**What to do**: Give only the number of lines below that contain the word "React".

"""

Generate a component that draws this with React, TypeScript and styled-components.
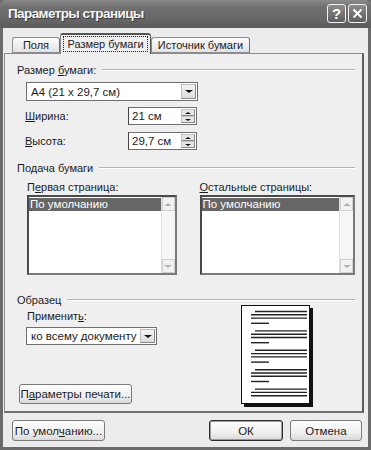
import React from 'react';
import styled, { createGlobalStyle } from 'styled-components';

const GlobalStyle = createGlobalStyle`
  html, body {
    margin: 0;
    padding: 0;
    background: #6b6b6b;
  }
  body {
    font-family: "Liberation Sans", Arial, sans-serif;
    font-size: 11px;
    color: #1c1c1c;
  }
`;

const Window = styled.div`
  width: 371px;
  height: 450px;
  display: flex;
  flex-direction: column;
`;

const TitleBar = styled.header`
  height: 28px;
  flex: none;
  box-sizing: border-box;
  display: flex;
  align-items: center;
  justify-content: space-between;
  padding: 0 4px 1px 8px;
  background: linear-gradient(#8a8a8a 0%, #707070 25%, #666 70%, #5c5c5c 100%);
  border-radius: 6px 6px 0 0;
`;

const Title = styled.h1`
  margin: 0;
  font-size: 13.5px;
  font-weight: bold;
  color: #f6f6f6;
  text-shadow: 1px 1px 0 #3a3a3a;
  letter-spacing: -0.6px;
`;

const TitleButtons = styled.div`
  display: flex;
  gap: 2px;
`;

const TitleButton = styled.div`
  width: 19px;
  height: 19px;
  box-sizing: border-box;
  border: 1px solid #f2f2f2;
  border-radius: 3px;
  background: linear-gradient(#8c8c8c, #5e5e5e);
  display: flex;
  align-items: center;
  justify-content: center;
  color: #fff;
  font-size: 15px;
  font-weight: bold;
`;

const Body = styled.div`
  flex: 1;
  display: flex;
  flex-direction: column;
  background: #ececec;
  border: 3px solid #6a6a6a;
  border-top: none;
  padding-top: 5px;
`;

const TabRow = styled.div`
  height: 20px;
  display: flex;
  align-items: flex-end;
  padding-left: 9px;
`;

const Tab = styled.div<{ $active?: boolean; $width: number }>`
  width: ${p => p.$width}px;
  height: ${p => (p.$active ? 21 : 16)}px;
  margin-bottom: ${p => (p.$active ? -1 : 0)}px;
  box-sizing: border-box;
  display: flex;
  align-items: center;
  justify-content: center;
  border: 1px solid #8c8c8c;
  border-bottom: ${p => (p.$active ? 'none' : '1px solid #8c8c8c')};
  border-top: ${p => (p.$active ? '2px solid #555' : '1px solid #8c8c8c')};
  border-right-color: ${p => (p.$active ? '#555' : '#6e6e6e')};
  border-radius: 3px 3px 0 0;
  background: ${p => (p.$active ? '#efefef' : 'linear-gradient(#fdfdfd, #e2e2e2)')};
  position: relative;
  z-index: ${p => (p.$active ? 1 : 0)};
  padding-bottom: ${p => (p.$active ? 2 : 0)}px;
`;

const Focus = styled.span`
  outline: 1px dotted #222;
  outline-offset: 1px;
  padding: 0 2px;
`;

const Panel = styled.section`
  height: 360px;
  margin: 0 4px 0 1px;
  box-sizing: border-box;
  border: 1px solid #8c8c8c;
  border-right: 2px solid #5c5c5c;
  border-bottom: 2px solid #6e6e6e;
  background: #efefef;
  padding: 9px 7px 0 12px;
  display: flex;
  flex-direction: column;
`;

const GroupHeader = styled.div<{ $top?: number }>`
  height: 14px;
  margin-top: ${p => p.$top ?? 0}px;
  display: flex;
  align-items: center;
  gap: 6px;
  &::after {
    content: '';
    flex: 1;
    height: 0;
    border-top: 1px solid #b2b2b2;
    border-bottom: 1px solid #fff;
  }
`;

const Select = styled.div<{ $width: number; $height: number; $top: number; $left: number }>`
  width: ${p => p.$width}px;
  height: ${p => p.$height}px;
  margin: ${p => p.$top}px 0 0 ${p => p.$left}px;
  box-sizing: border-box;
  border: 1px solid #6f6f6f;
  background: #fff;
  display: flex;
  align-items: center;
  padding: 1px;
`;

const SelectText = styled.span`
  flex: 1;
  padding-left: 3px;
  font-size: 11.5px;
`;

const ArrowButton = styled.div`
  width: 15px;
  align-self: stretch;
  box-sizing: border-box;
  border: 1px solid #bdbdbd;
  border-right-color: #8a8a8a;
  border-bottom-color: #8a8a8a;
  background: linear-gradient(#f4f4f4, #dcdcdc);
  display: flex;
  align-items: center;
  justify-content: center;
`;

const Triangle = styled.span<{ $up?: boolean; $color?: string; $size?: number }>`
  width: 0;
  height: 0;
  border-left: ${p => p.$size ?? 4}px solid transparent;
  border-right: ${p => p.$size ?? 4}px solid transparent;
  ${p =>
    p.$up
      ? `border-bottom: ${(p.$size ?? 4) - 1}px solid ${p.$color ?? '#111'};`
      : `border-top: ${(p.$size ?? 4) - 1}px solid ${p.$color ?? '#111'};`}
`;

const FieldRow = styled.div<{ $top: number }>`
  display: flex;
  align-items: center;
  margin: ${p => p.$top}px 0 0 8px;
`;

const FieldLabel = styled.label`
  width: 103px;
`;

const SpinBox = styled.div`
  width: 69px;
  height: 18px;
  box-sizing: border-box;
  border: 1px solid #6f6f6f;
  border-left-color: #444;
  background: #fff;
  display: flex;
  padding: 1px;
`;

const SpinText = styled.span`
  flex: 1;
  padding-left: 2px;
  font-size: 11.5px;
  line-height: 14px;
`;

const SpinButtons = styled.div`
  width: 14px;
  display: flex;
  flex-direction: column;
`;

const SpinButton = styled.div`
  flex: 1;
  box-sizing: border-box;
  border: 1px solid #c4c4c4;
  border-right-color: #888;
  border-bottom-color: #888;
  background: #e6e6e6;
  display: flex;
  align-items: center;
  justify-content: center;
`;

const Columns = styled.div<{ $top: number }>`
  display: flex;
  gap: 23px;
  margin: ${p => p.$top}px 0 0 10px;
`;

const Column = styled.div<{ $width: number }>`
  width: ${p => p.$width}px;
  display: flex;
  flex-direction: column;
  gap: 2px;
`;

const ListBox = styled.div`
  height: 80px;
  box-sizing: border-box;
  border: 2px solid #4a4a4a;
  border-right-color: #7a7a7a;
  border-bottom-color: #7a7a7a;
  background: #fff;
  display: flex;
`;

const ListItems = styled.div`
  flex: 1;
  padding-top: 1px;
`;

const ListItem = styled.div<{ $selected?: boolean }>`
  height: 13px;
  line-height: 13px;
  padding-left: 1px;
  font-size: 11.5px;
  background: ${p => (p.$selected ? '#666' : 'transparent')};
  color: ${p => (p.$selected ? '#fff' : '#1c1c1c')};
`;

const ScrollBar = styled.div`
  width: 13px;
  display: flex;
  flex-direction: column;
  justify-content: space-between;
  background: #f6f6f6;
  border-left: 1px solid #e0e0e0;
`;

const ScrollArrow = styled.div`
  height: 14px;
  box-sizing: border-box;
  border: 1px solid #d0d0d0;
  background: #f2f2f2;
  display: flex;
  align-items: center;
  justify-content: center;
`;

const SampleRow = styled.div`
  height: 99px;
  display: flex;
`;

const SampleLeft = styled.div`
  width: 224px;
  display: flex;
  flex-direction: column;
`;

const ApplyLabel = styled.label`
  margin: 2px 0 0 10px;
  height: 14px;
  line-height: 14px;
`;

const Button = styled.button<{ $width: number; $default?: boolean }>`
  width: ${p => p.$width}px;
  height: 21px;
  box-sizing: border-box;
  padding: 0;
  font: inherit;
  font-size: 11.5px;
  color: #1c1c1c;
  border: 1px solid ${p => (p.$default ? '#2e2e2e' : '#7a7a7a')};
  border-radius: 3px;
  background: linear-gradient(#fefefe, #f0f0f0 60%, #d9d9d9);
  box-shadow: ${p => (p.$default ? 'inset 0 0 0 1px #9a9a9a' : 'none')};
`;

const PrintButton = styled(Button)`
  height: 20px;
  margin: auto 0 2px 2px;
`;

const PagePreview = styled.svg`
  margin-top: -2px;
  flex: none;
`;

const Footer = styled.footer`
  display: flex;
  gap: 7px;
  padding: 7px 6px 0 9px;
`;

const Spacer = styled.div`
  flex: 1;
`;

const Page: React.FC = () => {
  const groups = [0, 1, 2, 3, 4];
  return (
    <PagePreview width={73} height={102} viewBox="0 0 73 102">
      <rect x={3} y={3} width={69} height={99} fill="#111" />
      <rect x={0.5} y={0.5} width={68} height={98} fill="#fff" stroke="#111" />
      {groups.map(g => {
        const y = 6.5 + g * 19.4;
        return (
          <g key={g} stroke="#222" strokeWidth={1.4}>
            <line x1={14} x2={66} y1={y} y2={y} />
            <line x1={10} x2={66} y1={y + 3.3} y2={y + 3.3} />
            <line x1={10} x2={66} y1={y + 6.6} y2={y + 6.6} />
            {g < 4 && <line x1={10} x2={28} y1={y + 11.8} y2={y + 11.8} />}
          </g>
        );
      })}
    </PagePreview>
  );
};

const Spin: React.FC<{ value: string }> = ({ value }) => (
  <SpinBox>
    <SpinText>{value}</SpinText>
    <SpinButtons>
      <SpinButton>
        <Triangle $up $size={3} />
      </SpinButton>
      <SpinButton>
        <Triangle $size={3} />
      </SpinButton>
    </SpinButtons>
  </SpinBox>
);

const List: React.FC = () => (
  <ListBox>
    <ListItems>
      <ListItem $selected>По умолчанию</ListItem>
    </ListItems>
    <ScrollBar>
      <ScrollArrow>
        <Triangle $up $size={4} $color="#b4b4b4" />
      </ScrollArrow>
      <ScrollArrow>
        <Triangle $size={4} $color="#b4b4b4" />
      </ScrollArrow>
    </ScrollBar>
  </ListBox>
);

const App: React.FC = () => (
  <>
    <GlobalStyle />
    <Window>
      <TitleBar>
        <Title>Параметры страницы</Title>
        <TitleButtons>
          <TitleButton>?</TitleButton>
          <TitleButton>
            <svg width="11" height="11" viewBox="0 0 11 11">
              <path d="M1.5 1.5 L9.5 9.5 M9.5 1.5 L1.5 9.5" stroke="#fff" strokeWidth="2" />
            </svg>
          </TitleButton>
        </TitleButtons>
      </TitleBar>
      <Body>
        <TabRow>
          <Tab $width={48}>Поля</Tab>
          <Tab $width={91} $active>
            <Focus>Размер бумаги</Focus>
          </Tab>
          <Tab $width={99}>Источник бумаги</Tab>
        </TabRow>
        <Panel>
          <GroupHeader>
            <span>
              Размер <u>б</u>умаги:
            </span>
          </GroupHeader>
          <Select $width={172} $height={19} $top={5} $left={9}>
            <SelectText>A4 (21 x 29,7 см)</SelectText>
            <ArrowButton>
              <Triangle />
            </ArrowButton>
          </Select>
          <FieldRow $top={6}>
            <FieldLabel>
              <u>Ш</u>ирина:
            </FieldLabel>
            <Spin value="21 см" />
          </FieldRow>
          <FieldRow $top={7}>
            <FieldLabel>
              <u>В</u>ысота:
            </FieldLabel>
            <Spin value="29,7 см" />
          </FieldRow>

          <GroupHeader $top={11}>
            <span>Подача бумаги</span>
          </GroupHeader>
          <Columns $top={6}>
            <Column $width={150}>
              <label>
                П<u>е</u>рвая страница:
              </label>
              <List />
            </Column>
            <Column $width={156}>
              <label>
                <u>О</u>стальные страницы:
              </label>
              <List />
            </Column>
          </Columns>

          <GroupHeader $top={18}>
            <span>Образец</span>
          </GroupHeader>
          <SampleRow>
            <SampleLeft>
              <ApplyLabel>
                Применит<u>ь</u>:
              </ApplyLabel>
              <Select $width={131} $height={18} $top={4} $left={9}>
                <SelectText>ко всему документу</SelectText>
                <ArrowButton>
                  <Triangle />
                </ArrowButton>
              </Select>
              <PrintButton $width={113}>
                П<u>а</u>раметры печати...
              </PrintButton>
            </SampleLeft>
            <Page />
          </SampleRow>
        </Panel>
        <Footer>
          <Button $width={93}>
            По умол<u>ч</u>анию...
          </Button>
          <Spacer />
          <Button $width={74} $default>
            ОК
          </Button>
          <Button $width={72}>Отмена</Button>
        </Footer>
      </Body>
    </Window>
  </>
);

export default App;
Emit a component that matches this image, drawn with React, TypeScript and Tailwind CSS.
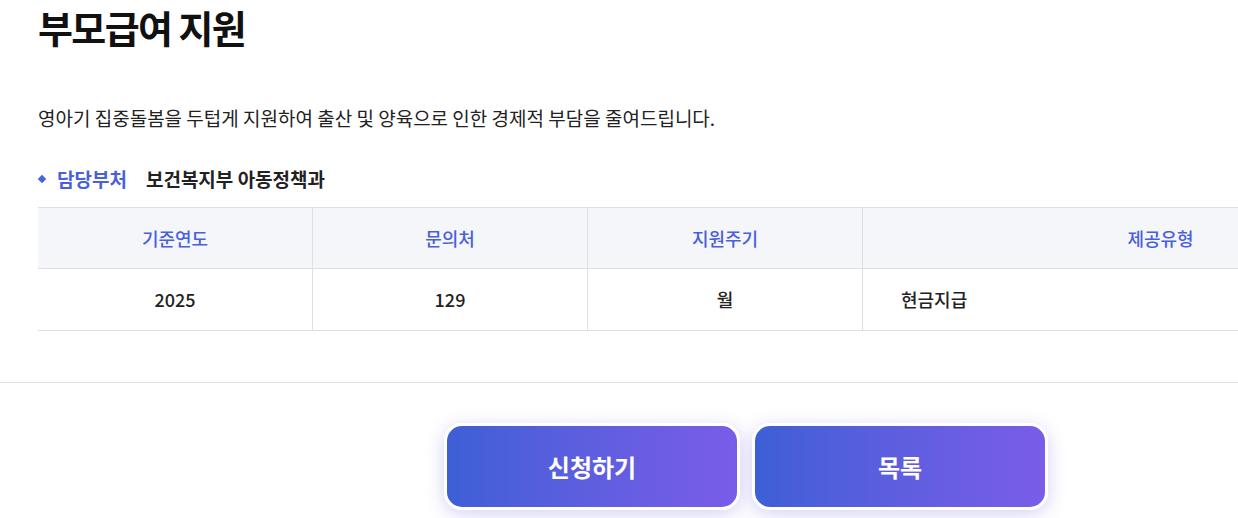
const font = { fontFamily: '"Noto Sans CJK KR", "Noto Sans", sans-serif' };

const headers = ["기준연도", "문의처", "지원주기", "제공유형"];

export default function App() {
  return (
    <div className="w-[1238px] h-[518px] overflow-hidden bg-white" style={font}>
      <div className="w-[1420px] ml-[38px]">
        <h1 className="text-[38px] font-bold text-[#111] leading-[54px] tracking-[-1.6px]">
          부모급여 지원
        </h1>

        <p className="mt-[51px] text-[19px] leading-[26px] text-[#222]">
          영아기 집중돌봄을 두텁게 지원하여 출산 및 양육으로 인한 경제적 부담을 줄여드립니다.
        </p>

        <div className="mt-[35px] flex items-center h-[26px]">
          <span className="w-[6px] h-[6px] bg-[#4a63dd] rotate-45 ml-[1px] mr-[12px]" />
          <span className="text-[19px] font-bold text-[#4a5fdc]">담당부처</span>
          <span className="ml-[19px] text-[19px] font-semibold text-[#222]">
            보건복지부 아동정책과
          </span>
        </div>

        {/* 정보 테이블 */}
        <div className="mt-[15px] border-t border-[#dedfe3]">
          <div className="grid grid-cols-[275px_275px_275px_595px] bg-[#f5f6fa] h-[61px] border-b border-[#dedfe3]">
            {headers.map((h, i) => (
              <div
                key={h}
                className={`flex items-center justify-center text-[18px] font-medium text-[#4a5fdc] ${
                  i < 3 ? "border-r border-[#dedfe3]" : ""
                }`}
              >
                {h}
              </div>
            ))}
          </div>
          <div className="grid grid-cols-[275px_275px_275px_595px] h-[62px] border-b border-[#dedfe3]">
            <div className="flex items-center justify-center text-[18px] font-medium text-[#222] border-r border-[#dedfe3]">
              2025
            </div>
            <div className="flex items-center justify-center text-[18px] font-medium text-[#222] border-r border-[#dedfe3]">
              129
            </div>
            <div className="flex items-center justify-center text-[18px] font-medium text-[#222] border-r border-[#dedfe3]">
              월
            </div>
            <div className="flex items-center pl-[38px] text-[18px] font-medium text-[#222]">
              현금지급
            </div>
          </div>
        </div>
      </div>

      <div className="mt-[51px] border-t border-[#e2e2e2]" />

      <div className="w-[1416px] ml-[38px] mt-[40px] flex justify-center gap-[12px]">
        <button className="w-[296px] h-[87px] rounded-[18px] border-[3px] border-white bg-gradient-to-r from-[#3d5fd6] to-[#7a5ce9] text-white text-[24px] font-bold shadow-[0_4px_18px_rgba(100,90,220,0.28)]">
          신청하기
        </button>
        <button className="w-[296px] h-[87px] rounded-[18px] border-[3px] border-white bg-gradient-to-r from-[#3d5fd6] to-[#7a5ce9] text-white text-[24px] font-bold shadow-[0_4px_18px_rgba(100,90,220,0.28)]">
          목록
        </button>
      </div>
    </div>
  );
}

"""

**Written solution**: 7